Como si los cocodrilos no llorasen.
Con la misma regla oblicua del planchado,
pistola al cinto, madrugón de polainas, encanto en la forma de ponerse el
fieltro y todo aguamarina dulcificando el cuello, oloroso como un macho en la
opulencia, Juanito el búcaro llegó en su viejo Mercedes tocando el claxon, muy
distante de la sorpresa que le deparaba la más nueva de las hijas del señor
alcaide.
Nadie sino el propio engendro, el maligno en
sus ascuas de más pompa, pudo haber planificado semejante humillación: Domingo
el bandido colgando bocabajo, sin camisa, sin zapatos, amarrado de una pata,
goteándole como un puerco la mirada aterrada ante el espectáculo de su propio
infortunio que es haberse resbalado en el intento de fuga de aquella habitación
tan atrayente para lo nupcial.
Suerte o revés lo de la hiedra en el barcón, se
hubiese partido el coco de haber caído al suelo tamaño intestino humano, cosa
al parecer preferible dadas las circunstancias en la que todo el barrio
aguardaba que procediese un hombre con tantas ventajas y muy herido en lo
propio como lo era el búcaro.
Pero el búcaro no hizo nada, ni le prestó
atención a la muchedumbre, ni se inmutó con el bandido: Tomó sus llaves cuando
parqueó el vehículo, entró por la puertecita de hierro y esperó tranquilo a que
la Mini bajase y le abriera la puerta, cosa que ella hizo con una naturalidad
que metía miedo.
Unos minutos más tarde, Juanito el búcaro salió
con un machete en la mano y una escalera en la otra, afianzándola en la pared
en un “noble” intento de rescate, pero Domingo, muy inmundo en orines,
cadavérico de tan pálido y gritando como chivo, logró zafarse del pie
rompiéndosele la madre ante los ojos de todos.
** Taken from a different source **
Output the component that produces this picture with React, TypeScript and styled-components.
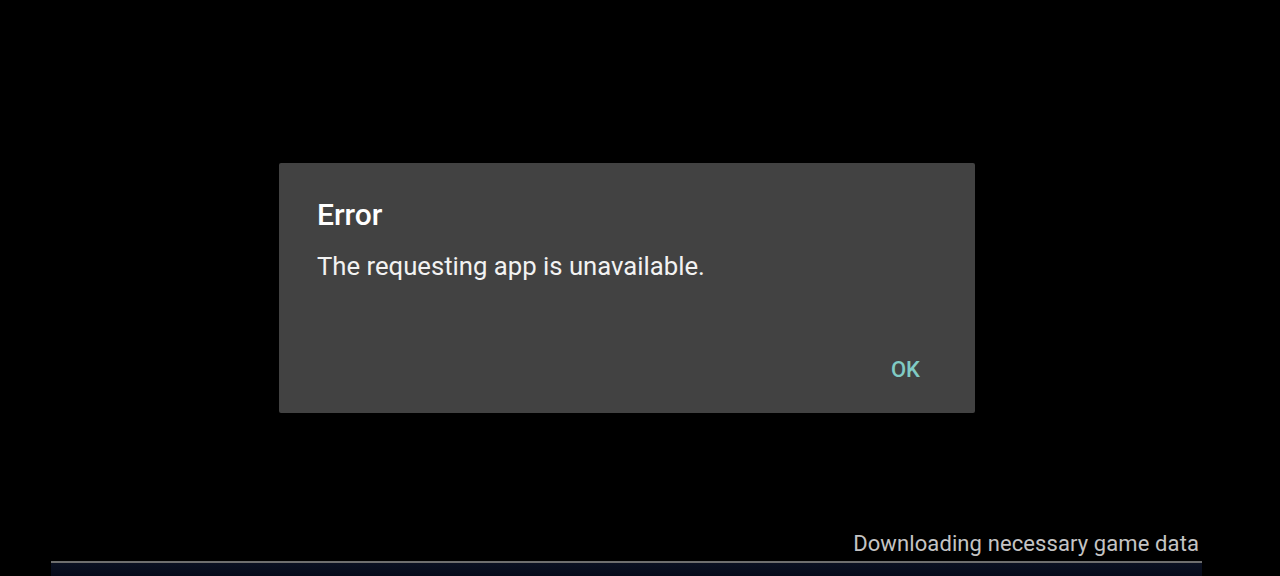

Igual lo vio caer el búcaro (desmontando la
escalera, envainando su machete, entrando por la puerta y sin volver a salir,
sino para irse como un hombre satisfecho y sin prejuicios mayores).
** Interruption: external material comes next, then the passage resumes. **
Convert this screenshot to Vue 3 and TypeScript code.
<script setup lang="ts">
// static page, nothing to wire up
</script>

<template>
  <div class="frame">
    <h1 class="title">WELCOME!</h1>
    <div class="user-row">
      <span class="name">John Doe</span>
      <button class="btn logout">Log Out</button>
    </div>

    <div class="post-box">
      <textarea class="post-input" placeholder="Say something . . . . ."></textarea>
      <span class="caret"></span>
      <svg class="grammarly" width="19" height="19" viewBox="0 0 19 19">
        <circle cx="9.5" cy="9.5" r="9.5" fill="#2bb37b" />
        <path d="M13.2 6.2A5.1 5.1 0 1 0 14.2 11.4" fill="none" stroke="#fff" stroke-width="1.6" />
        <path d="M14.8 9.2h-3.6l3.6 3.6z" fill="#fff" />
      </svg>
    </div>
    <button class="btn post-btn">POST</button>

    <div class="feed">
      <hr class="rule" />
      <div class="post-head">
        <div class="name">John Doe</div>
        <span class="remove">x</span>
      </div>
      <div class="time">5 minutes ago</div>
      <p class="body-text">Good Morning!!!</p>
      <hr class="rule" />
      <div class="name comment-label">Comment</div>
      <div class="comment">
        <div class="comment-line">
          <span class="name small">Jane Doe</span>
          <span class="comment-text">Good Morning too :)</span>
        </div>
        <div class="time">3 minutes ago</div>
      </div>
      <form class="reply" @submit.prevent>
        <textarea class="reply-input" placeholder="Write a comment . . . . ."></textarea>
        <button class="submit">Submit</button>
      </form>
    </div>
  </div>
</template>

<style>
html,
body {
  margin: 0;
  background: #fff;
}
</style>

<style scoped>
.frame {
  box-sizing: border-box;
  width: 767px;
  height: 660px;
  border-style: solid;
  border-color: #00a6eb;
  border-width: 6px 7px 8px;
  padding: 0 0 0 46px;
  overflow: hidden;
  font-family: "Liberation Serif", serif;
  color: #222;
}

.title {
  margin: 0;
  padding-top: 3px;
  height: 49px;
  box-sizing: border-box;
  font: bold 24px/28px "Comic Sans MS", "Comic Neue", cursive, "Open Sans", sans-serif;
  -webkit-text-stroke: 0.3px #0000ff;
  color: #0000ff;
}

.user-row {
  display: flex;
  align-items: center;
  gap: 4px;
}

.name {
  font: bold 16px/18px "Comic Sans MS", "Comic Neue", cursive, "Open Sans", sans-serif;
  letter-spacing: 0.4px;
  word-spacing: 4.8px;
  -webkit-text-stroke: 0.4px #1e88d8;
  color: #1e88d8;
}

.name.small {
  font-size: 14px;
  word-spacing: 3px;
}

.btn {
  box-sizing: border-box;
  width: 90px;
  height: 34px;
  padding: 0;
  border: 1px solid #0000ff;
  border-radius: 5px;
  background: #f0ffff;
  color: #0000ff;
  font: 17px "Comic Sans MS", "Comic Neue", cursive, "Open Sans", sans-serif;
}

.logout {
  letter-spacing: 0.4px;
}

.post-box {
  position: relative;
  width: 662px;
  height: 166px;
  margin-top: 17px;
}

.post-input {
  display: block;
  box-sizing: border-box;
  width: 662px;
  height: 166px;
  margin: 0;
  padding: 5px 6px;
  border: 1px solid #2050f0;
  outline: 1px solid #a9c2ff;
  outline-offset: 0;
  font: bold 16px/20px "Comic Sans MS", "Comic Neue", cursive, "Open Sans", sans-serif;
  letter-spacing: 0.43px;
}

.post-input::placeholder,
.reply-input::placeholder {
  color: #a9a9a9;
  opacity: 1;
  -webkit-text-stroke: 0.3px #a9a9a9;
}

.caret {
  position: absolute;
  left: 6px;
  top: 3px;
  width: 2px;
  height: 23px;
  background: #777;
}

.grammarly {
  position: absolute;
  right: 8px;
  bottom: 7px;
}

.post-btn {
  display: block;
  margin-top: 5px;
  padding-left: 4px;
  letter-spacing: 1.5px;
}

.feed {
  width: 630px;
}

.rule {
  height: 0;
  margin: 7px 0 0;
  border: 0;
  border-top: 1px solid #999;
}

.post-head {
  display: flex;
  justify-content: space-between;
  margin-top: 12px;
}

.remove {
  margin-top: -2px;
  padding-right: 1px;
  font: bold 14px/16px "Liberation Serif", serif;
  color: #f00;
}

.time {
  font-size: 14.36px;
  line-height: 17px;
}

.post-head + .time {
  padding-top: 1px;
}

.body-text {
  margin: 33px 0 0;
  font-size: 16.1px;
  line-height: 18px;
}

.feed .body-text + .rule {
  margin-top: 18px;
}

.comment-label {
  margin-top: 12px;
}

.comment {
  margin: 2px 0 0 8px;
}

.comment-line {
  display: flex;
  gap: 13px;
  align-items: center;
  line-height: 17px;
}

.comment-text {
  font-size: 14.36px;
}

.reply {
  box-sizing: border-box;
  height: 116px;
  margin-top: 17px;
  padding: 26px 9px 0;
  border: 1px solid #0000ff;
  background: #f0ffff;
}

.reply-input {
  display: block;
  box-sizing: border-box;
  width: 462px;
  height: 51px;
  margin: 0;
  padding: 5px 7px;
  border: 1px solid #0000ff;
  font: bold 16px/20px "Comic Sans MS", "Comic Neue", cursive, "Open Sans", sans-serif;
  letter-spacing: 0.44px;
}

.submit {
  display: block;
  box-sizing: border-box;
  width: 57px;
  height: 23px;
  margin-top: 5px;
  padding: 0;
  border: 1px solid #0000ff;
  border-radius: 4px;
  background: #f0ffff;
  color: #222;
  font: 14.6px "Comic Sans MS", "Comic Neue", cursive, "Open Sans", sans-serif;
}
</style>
Sin embargo el bandido, llevado en parihuela a
la sala de emergencias de la clínica rural, perdió los dientes delanteros,
media nariz, la muñeca izquierda y una que otra raspadura en el hombro y las costillas,
además de perder el mote de “bandido” pues ya los tigueres del barrio
comenzaron a llamarle “Domingo Pipiolo” por alguna razón que desconocemos.